The cost of cheap clothes is paid by the people who make them.
8. Greenwashing Is Rampant in the Fashion Industry
Brands like H&M promote “sustainable collections,” but these claims are often misleading. This practice is called greenwashing — marketing that falsely promotes sustainability.
59% of green claims by fashion brands are misleading or unverified.
Source: Changing Markets Foundation
9. Fashion Has a Bigger Carbon Footprint Than Aviation and Shipping Combined
Transporting, producing, and selling fast fashion has a larger environmental impact than the aviation and shipping industries combined.
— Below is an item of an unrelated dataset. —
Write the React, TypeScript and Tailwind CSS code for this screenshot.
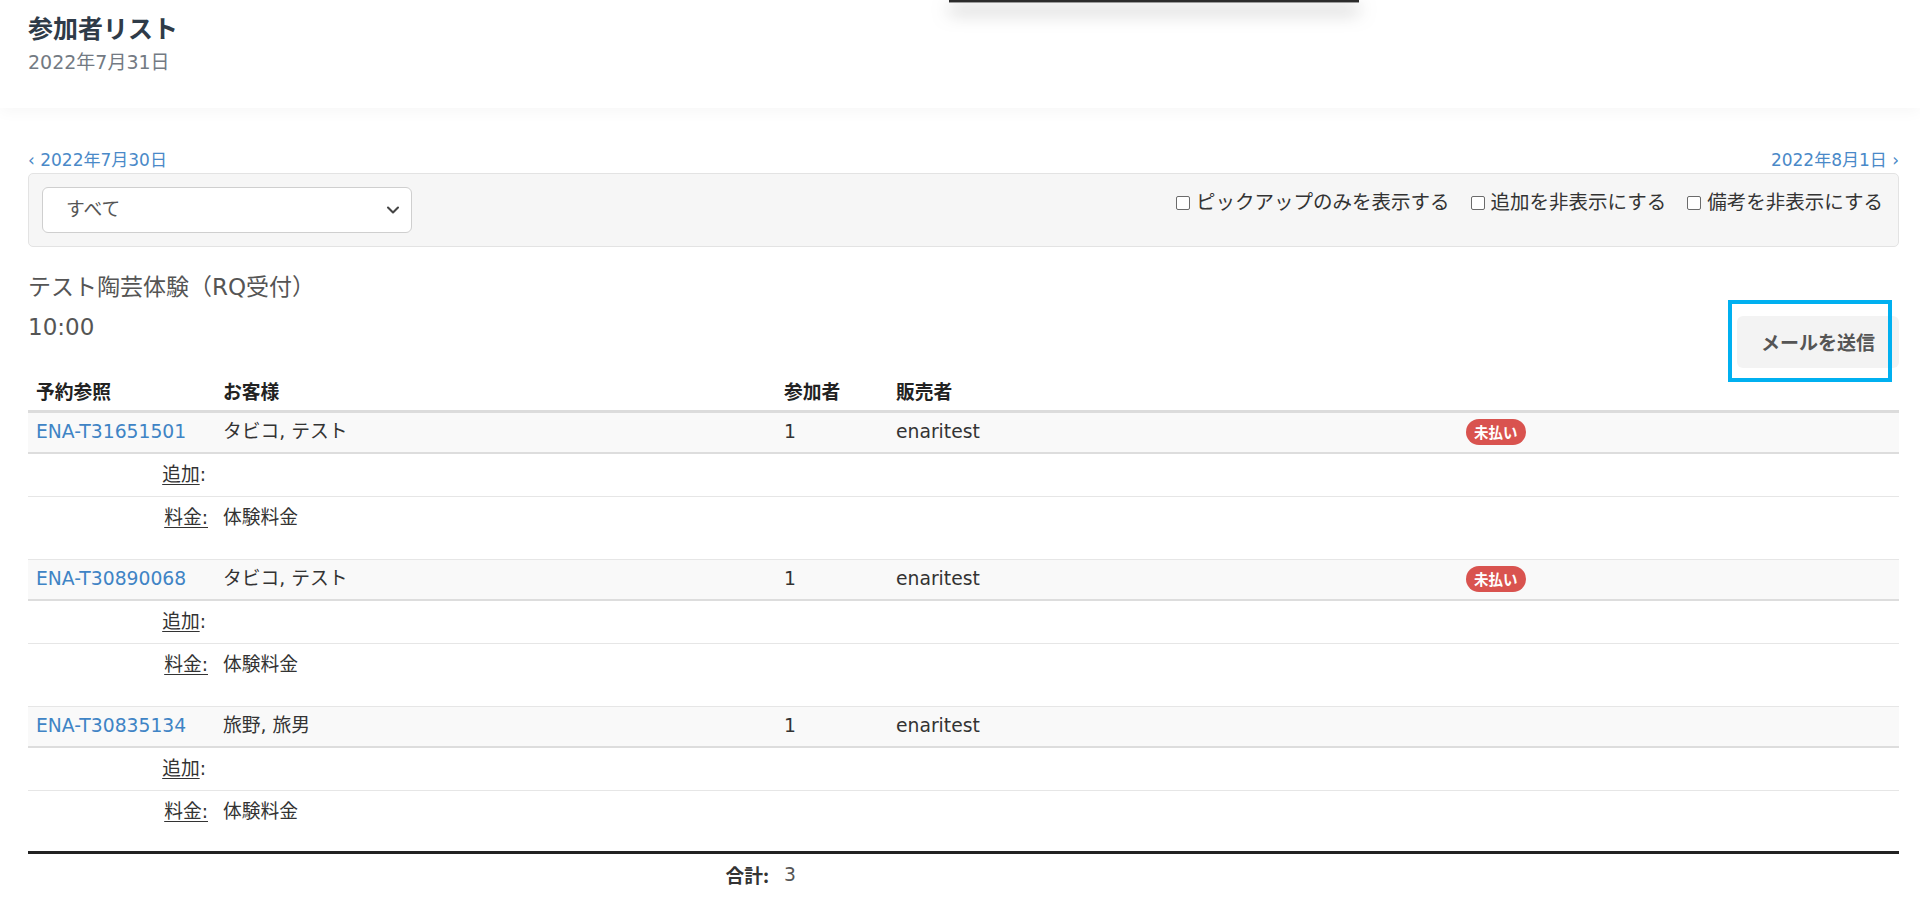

Fashion generates more carbon emissions than all international flights and maritime shipping combined.
Source: United Nations Environment Programme (UNEP)
10. You Probably Wear Plastic Every Day
Your activewear, fleece sweaters, and even “eco-friendly” polyester T-shirts are made of plastic.
Your favorite leggings are probably 100% plastic.
What You Can Do
- Buy natural fibers like organic cotton, hemp, or wool.
- Wash synthetic clothes less often.
- Use a Guppyfriend Washing Bag to catch microplastics.
Fast fashion isn’t just about cheap clothes — it’s about human rights, environmental destruction, and consumer overconsumption. But small changes, like supporting artisan markets, buying secondhand, and washing clothes smarter, can make a difference.